_EXERCISE TASK_
From the entries that follow, list every line in which the string "index" appears.

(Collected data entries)
....

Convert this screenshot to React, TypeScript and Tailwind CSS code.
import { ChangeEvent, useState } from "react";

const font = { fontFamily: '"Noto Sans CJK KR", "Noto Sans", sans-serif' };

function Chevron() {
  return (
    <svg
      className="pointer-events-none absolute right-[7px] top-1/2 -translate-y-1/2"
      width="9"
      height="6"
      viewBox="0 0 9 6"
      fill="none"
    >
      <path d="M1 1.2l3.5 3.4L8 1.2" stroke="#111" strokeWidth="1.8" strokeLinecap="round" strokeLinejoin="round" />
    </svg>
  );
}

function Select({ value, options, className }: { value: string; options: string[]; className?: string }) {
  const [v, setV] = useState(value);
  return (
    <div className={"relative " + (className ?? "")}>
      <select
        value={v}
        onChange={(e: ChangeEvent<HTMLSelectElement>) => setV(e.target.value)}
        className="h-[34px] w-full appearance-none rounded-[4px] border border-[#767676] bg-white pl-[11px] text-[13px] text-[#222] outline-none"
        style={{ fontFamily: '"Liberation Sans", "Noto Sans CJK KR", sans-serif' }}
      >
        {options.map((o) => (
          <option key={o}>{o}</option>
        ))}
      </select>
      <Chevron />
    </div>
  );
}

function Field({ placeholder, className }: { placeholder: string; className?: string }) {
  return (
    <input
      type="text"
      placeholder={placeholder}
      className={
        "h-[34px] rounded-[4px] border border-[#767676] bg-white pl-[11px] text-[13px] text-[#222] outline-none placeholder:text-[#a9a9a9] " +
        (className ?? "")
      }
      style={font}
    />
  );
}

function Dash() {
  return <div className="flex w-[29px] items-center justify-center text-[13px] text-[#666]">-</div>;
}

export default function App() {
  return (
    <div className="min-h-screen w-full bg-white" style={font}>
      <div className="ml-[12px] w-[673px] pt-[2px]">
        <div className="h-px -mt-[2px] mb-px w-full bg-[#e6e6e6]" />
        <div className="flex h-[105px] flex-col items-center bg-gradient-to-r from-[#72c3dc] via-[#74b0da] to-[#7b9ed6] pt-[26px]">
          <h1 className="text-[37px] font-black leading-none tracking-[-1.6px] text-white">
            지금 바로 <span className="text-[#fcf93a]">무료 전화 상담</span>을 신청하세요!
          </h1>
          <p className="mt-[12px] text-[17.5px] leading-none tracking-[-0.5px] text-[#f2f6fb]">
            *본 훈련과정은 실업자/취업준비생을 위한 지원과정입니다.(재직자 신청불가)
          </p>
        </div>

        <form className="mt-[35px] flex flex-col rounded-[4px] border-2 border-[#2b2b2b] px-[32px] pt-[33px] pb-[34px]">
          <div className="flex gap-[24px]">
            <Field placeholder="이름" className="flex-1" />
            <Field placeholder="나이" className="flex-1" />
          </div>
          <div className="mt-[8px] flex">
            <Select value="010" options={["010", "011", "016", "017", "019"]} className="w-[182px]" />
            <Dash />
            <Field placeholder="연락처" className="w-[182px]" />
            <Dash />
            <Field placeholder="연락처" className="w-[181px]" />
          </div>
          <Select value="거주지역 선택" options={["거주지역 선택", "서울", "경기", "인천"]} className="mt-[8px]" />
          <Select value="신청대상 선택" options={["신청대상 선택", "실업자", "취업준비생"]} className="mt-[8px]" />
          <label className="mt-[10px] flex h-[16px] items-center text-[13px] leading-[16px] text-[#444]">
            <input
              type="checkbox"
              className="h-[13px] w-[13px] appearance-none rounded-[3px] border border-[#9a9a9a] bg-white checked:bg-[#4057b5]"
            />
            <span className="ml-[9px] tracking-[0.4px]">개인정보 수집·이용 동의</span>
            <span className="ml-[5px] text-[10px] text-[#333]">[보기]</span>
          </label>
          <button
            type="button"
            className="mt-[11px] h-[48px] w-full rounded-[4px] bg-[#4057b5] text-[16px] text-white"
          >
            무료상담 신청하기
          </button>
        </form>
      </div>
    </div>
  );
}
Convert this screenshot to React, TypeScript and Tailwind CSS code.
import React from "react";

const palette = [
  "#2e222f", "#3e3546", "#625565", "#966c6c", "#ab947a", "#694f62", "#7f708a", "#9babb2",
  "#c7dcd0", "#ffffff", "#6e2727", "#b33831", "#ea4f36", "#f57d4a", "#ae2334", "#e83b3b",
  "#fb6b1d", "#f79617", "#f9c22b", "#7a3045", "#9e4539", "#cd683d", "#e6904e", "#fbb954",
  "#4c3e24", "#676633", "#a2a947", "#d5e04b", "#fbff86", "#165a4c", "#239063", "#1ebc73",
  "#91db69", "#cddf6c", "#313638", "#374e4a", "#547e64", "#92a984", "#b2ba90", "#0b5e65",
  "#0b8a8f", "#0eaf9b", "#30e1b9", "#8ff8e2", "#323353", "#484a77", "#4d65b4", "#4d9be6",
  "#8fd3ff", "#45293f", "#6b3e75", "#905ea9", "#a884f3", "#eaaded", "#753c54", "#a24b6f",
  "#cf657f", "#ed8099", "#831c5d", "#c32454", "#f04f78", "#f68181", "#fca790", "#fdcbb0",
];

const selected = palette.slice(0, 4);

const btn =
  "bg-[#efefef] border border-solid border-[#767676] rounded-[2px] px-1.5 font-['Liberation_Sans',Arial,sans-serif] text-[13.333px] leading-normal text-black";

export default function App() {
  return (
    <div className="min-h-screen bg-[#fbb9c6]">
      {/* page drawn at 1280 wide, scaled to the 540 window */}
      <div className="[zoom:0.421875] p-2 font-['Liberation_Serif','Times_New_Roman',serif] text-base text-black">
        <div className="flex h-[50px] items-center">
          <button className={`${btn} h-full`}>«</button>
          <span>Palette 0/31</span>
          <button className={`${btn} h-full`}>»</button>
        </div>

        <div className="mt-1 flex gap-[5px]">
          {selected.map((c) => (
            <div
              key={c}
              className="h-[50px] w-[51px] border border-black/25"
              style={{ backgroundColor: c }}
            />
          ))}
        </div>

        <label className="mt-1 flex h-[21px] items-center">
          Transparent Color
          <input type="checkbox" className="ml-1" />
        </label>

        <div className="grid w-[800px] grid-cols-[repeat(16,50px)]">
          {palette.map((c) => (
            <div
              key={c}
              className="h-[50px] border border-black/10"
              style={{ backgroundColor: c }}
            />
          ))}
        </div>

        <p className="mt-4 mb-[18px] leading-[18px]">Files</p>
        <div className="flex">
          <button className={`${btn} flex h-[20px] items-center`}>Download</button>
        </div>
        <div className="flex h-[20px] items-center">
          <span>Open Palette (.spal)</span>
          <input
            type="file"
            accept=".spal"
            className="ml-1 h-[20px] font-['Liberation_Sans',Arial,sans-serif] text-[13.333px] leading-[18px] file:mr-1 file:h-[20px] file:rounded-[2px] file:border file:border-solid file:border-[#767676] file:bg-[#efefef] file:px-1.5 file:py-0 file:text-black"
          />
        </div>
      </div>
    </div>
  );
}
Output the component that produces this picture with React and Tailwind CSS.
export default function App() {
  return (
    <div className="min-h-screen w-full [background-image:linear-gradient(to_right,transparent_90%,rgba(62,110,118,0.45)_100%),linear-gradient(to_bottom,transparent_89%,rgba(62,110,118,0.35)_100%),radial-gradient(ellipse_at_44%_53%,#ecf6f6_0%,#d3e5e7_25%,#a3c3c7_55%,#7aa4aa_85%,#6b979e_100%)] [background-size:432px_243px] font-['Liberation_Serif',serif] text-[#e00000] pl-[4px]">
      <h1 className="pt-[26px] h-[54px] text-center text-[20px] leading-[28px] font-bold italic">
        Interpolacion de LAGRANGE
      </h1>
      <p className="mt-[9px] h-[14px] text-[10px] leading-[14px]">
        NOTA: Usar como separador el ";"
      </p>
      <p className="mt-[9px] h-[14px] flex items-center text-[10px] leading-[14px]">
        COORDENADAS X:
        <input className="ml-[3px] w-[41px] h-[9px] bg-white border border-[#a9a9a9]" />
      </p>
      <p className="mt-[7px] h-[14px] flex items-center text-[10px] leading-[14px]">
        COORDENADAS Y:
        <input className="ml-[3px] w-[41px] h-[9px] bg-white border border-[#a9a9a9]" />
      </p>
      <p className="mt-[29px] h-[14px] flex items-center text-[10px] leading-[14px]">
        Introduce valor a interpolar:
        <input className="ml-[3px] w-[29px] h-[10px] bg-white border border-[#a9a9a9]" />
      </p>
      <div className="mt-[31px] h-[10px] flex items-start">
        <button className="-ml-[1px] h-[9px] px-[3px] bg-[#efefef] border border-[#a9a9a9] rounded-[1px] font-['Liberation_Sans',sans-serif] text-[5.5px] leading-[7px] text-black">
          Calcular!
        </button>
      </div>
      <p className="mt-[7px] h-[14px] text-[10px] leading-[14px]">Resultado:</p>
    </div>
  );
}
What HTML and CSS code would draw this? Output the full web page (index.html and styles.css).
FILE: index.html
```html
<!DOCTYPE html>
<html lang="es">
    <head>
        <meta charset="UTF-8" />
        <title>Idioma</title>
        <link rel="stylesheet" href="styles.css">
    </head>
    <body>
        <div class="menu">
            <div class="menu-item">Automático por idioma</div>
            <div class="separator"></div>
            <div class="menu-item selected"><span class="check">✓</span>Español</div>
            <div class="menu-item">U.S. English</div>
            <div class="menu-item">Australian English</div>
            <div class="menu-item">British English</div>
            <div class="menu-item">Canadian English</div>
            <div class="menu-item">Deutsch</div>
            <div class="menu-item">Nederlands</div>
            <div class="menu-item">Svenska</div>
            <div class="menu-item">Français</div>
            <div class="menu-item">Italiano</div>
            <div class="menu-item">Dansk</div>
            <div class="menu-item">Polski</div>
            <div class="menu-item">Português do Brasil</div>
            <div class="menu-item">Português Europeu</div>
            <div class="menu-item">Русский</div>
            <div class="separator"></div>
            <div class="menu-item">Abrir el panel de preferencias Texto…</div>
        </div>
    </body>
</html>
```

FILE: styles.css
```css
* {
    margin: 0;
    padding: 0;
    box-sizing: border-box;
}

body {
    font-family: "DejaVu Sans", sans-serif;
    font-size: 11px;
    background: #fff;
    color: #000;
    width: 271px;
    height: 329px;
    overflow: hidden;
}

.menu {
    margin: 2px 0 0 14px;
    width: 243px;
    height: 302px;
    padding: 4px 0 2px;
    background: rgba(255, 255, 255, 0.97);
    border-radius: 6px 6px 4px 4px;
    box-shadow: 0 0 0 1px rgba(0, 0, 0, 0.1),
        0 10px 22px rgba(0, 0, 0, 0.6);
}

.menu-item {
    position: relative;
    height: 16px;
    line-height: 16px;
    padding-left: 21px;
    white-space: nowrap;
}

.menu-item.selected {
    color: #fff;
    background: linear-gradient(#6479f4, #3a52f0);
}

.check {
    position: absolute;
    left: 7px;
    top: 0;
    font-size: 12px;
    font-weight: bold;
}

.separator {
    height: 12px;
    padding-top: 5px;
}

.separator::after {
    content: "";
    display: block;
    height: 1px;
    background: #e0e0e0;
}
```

....

_SOLUTION_
What HTML and CSS code would draw this? Output the full web page (index.html and styles.css).
FILE: index.html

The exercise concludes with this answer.